L’eventuale decentramento di competenze dottrinali alle Conferenze episcopali, lo studio e l’approvazione di modifiche nel diritto canonico e il ruolo dei teologi sono stati i principali temi oggetto delle domande dei giornalisti.
Don Vitali ha ricordato come «anche il documento considerato più restrittivo dal punto di vista di un possibile trasferimento di funzioni dottrinali» dal centro alla periferia, «ovvero il motu proprio Apostolos suos di Giovanni Paolo ii , del 1998, in realtà prevede al numero 21 che “i vescovi sono autentici dottori e maestri della fede per i fedeli affidati alla loro cura”, e identifica loro specifiche competenze, come per esempio la cura della pubblicazione dei catechismi per i loro territori, certamente dopo “approvazione della Sede apostolica”. Inoltre, anche nella Praedicate Evangelium di Papa Francesco vi è una significativa disposizione in tal senso». Quindi, il teologo ha ribadito che «pur non potendo fare dogmi, i vescovi possono trattare di tutto ciò che riguarda la dottrina, avendo sempre cura di agire in comunione con il Pontefice».
San José Prisco ha evidenziato che, dal punto di vista canonico, «ci potranno essere alcune novità da introdurre». Diversi punti, infatti — tra cui i consigli pastorali o quelli degli affari economici, o gli organi che prevedono la collaborazione attiva tra pastori, religiosi e laici —, «sui quali l’Assemblea ha trovato un accordo, saranno presentati al Papa nel documento finale, e vedranno un aggiornamento forse già entro la prossima estate»; mentre su altri, «ci sarà maggiore cautela, perché necessiteranno di consultazioni ulteriori».
Ci sono domande, è stato fatto notare, che soprattutto dal punto di vista teologico, non avranno probabilmente risposte definitive in questo Sinodo, come per esempio le questioni di genere o dei ministeri femminili. «Ma ciò che occorre sempre guardare – ha spiegato don Rush – è la capacità di raccogliere un consenso.
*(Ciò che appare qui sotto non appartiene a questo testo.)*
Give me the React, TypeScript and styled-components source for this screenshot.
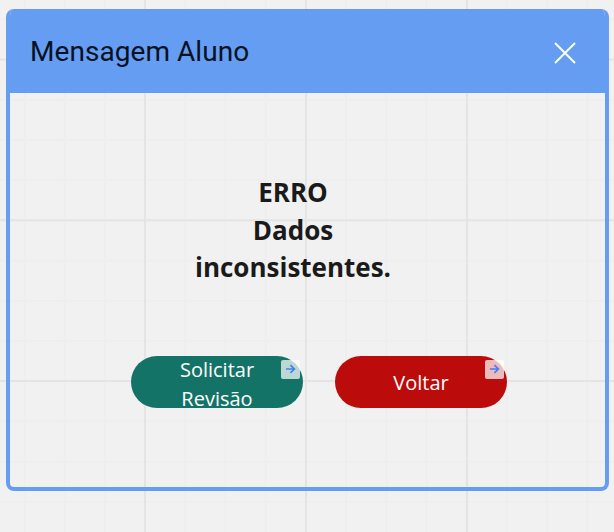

Ove questo su alcune materie non ci sia, vuol dire che la discussione deve proseguire, non necessariamente che sia chiusa per sempre». Gli ha fatto eco Vitali, sottolineando che «l’assemblea sinodale fornisce indicazioni di orizzonte, che, appunto, si esprimono mediante il consenso» ed evidenziando come poi vada «distinta l’autorità e l’autorevolezza del Sinodo da quello che è invece il dovere di libertà di ricerca dei teologi, che potrà magari portare a un consenso nel futuro».
La cosa che «è ben chiara e presente nei padri e nelle madri sinodali — ha ricordato Ruffini — è l’attenzione al linguaggio: siamo tutti consapevoli di essere chiamati a stendere un documento finale, che non solo va consegnato al Papa, ma che deve essere comprensibile a tutto il Popolo di Dio».
Parlando della sua esperienza, Csiszár ha rilevato l’importanza che la teologia sta rivestendo nel Sinodo, anche nello «scambio di doni» tra le esperienze dell’Europa occidentale e orientale. «Fondamentale è sempre tenere presente il sensus fidei» cercando «di trasformare la dottrina nella prassi e valorizzando il ruolo di accompagnamento e avvocato della dignità umana che la Chiesa può avere nei confronti del popolo di Dio». Su questo, Rush — richiamando il concilio Vaticano ii — ha ribadito come «la rivelazione sia un dialogo continuo tra Dio e l’umanità» e i teologi «possano aiutare la Chiesa a far proseguire la sua tradizione viva» (alessandro di bussolo e roberto paglialonga.